Your Friday prompt for Stream of Consciousness Saturday is “precious.” Use it any way you’d like. Have fun!
To see the rules for this weekly challenge and all the entries for Saturday 13 October 2018, visit Linda G Hill.
“We call her Gugu because she will be precious”, the proud mother told me when I admired her newborn girl. The Zulu nation of South Africa follows the tradition of naming their babies to reflect the family’s expectations for the child, or their religious / political beliefs. Sometimes the names tell the story of the weather conditions during the birth period or the family’s experiences in the community. Children can have more that one name bestowed by various members of the family.
Popular girls’ names are Thandeka (beloved), Mbali (flower), Nandi (sweet), Lerato (love) and Gugulethu / Gugu (precious). Names commonly used for boys are Sipho (gift), Bongani (be thankful), Jubulani (rejoice) and Musa (kindness / mercy).
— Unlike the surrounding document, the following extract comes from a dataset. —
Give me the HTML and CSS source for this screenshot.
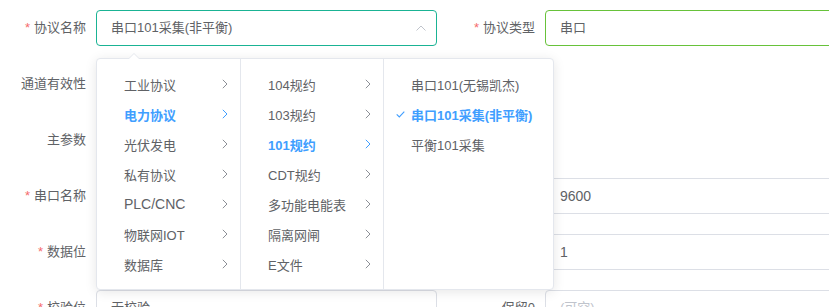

As a young child, I did not like my first name at all and asked my mother to change it to a more “modern” name although I knew that I was named for her and my grandmother, as was the tradition among white South Africans in those days. This led to situations where, in the bigger families like ours, there was more than one female in the family called Hester. In order to differentiate my grandmother was called Hessie, my mother answered to Hettie and I, thankfully, retained the full name.
It wasn’t until very late in my life when I started researching my genealogy and traced my full names back in an unbroken line through eight generations, that I realised just what an honour it was to carry the family names.
But still, you may call me Precious if you choose to do so.